We have millions of students whose first language is not English. Instead of helping them to become bilingual, we suppress their first language and track them into an English-only world. The irony is that our monolingual native English speakers, who would like to become bilingual, aren’t provided sufficient encouragement or opportunity because we don’t have widespread support for the effective and sustained teaching of foreign languages.

The ACTFL proficiency guidelines show that even with K-12 instruction in another language, a student would only reach a low intermediate level of proficiency in a traditional language program. Our government gives lip-service to the need for proficient speakers of many critical languages, including Arabic and Chinese, but the educational system is slow to train teachers and even slower to provide funding and class time for students to study languages.

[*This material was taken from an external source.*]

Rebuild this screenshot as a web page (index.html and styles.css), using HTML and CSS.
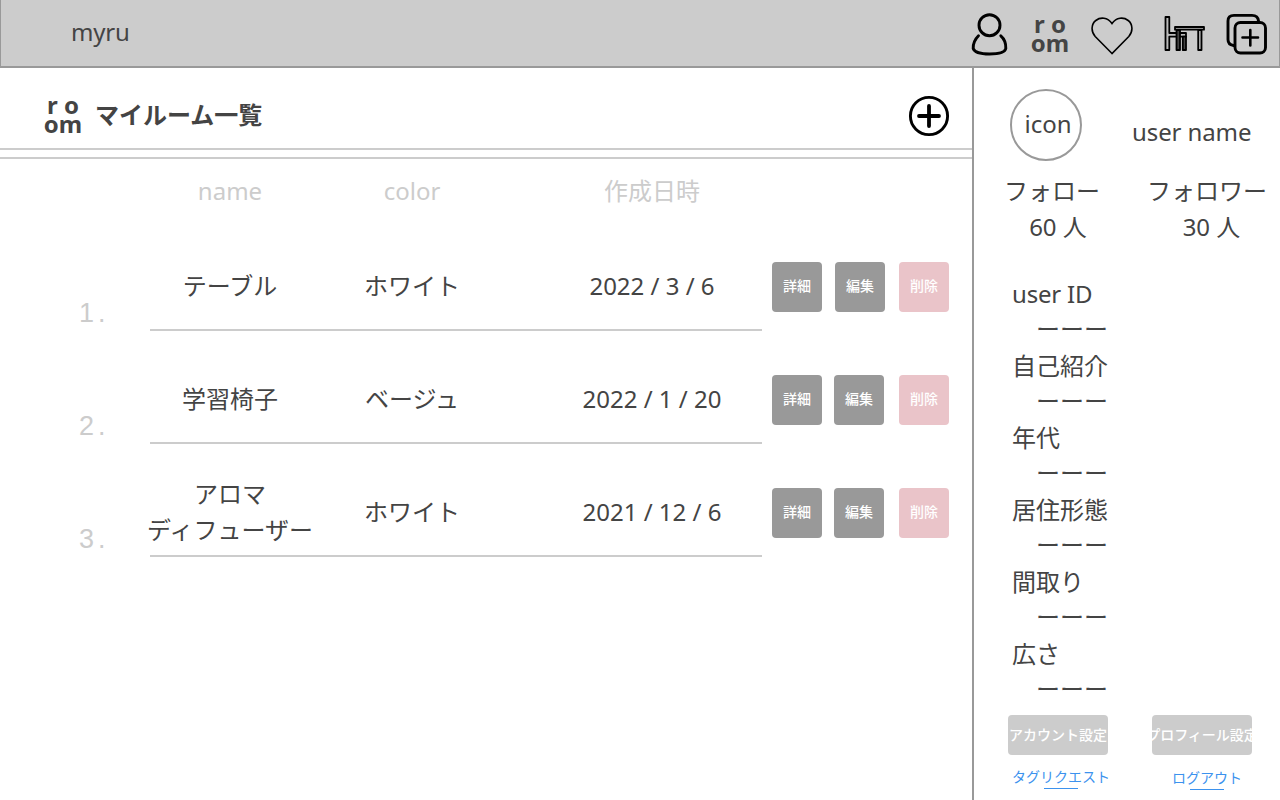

It’s a dire situation for us as a nation so active on the world stage. It’s an embarrassment that we cannot communicate with our global neighbors unless they speak our language. The typical solution is to hire or recruit an intermediary, a translator, but how much meaning and dignity is lost through such primitive means of face-to-face communication?

What Did They Just Say?

How utterly imperialistic and arrogant on our part that we, a nation built on the sweat, blood, and tears of peoples from all over the world, have come to this weakened state. We are like children who can’t understand what the grow-ups are saying.

The power of many voices is what makes a democracy work with strength and vision. Does our democracy fit that model? If so, then how well? For how long?

Here in San Diego, a great port city and home to people from all the world’s continents, I embrace the conference with a sense of hope that I might hear the diverse voices of reason and promise.   I join my fellow teachers and speakers of many languages to advocate for our students, who are hungry to learn.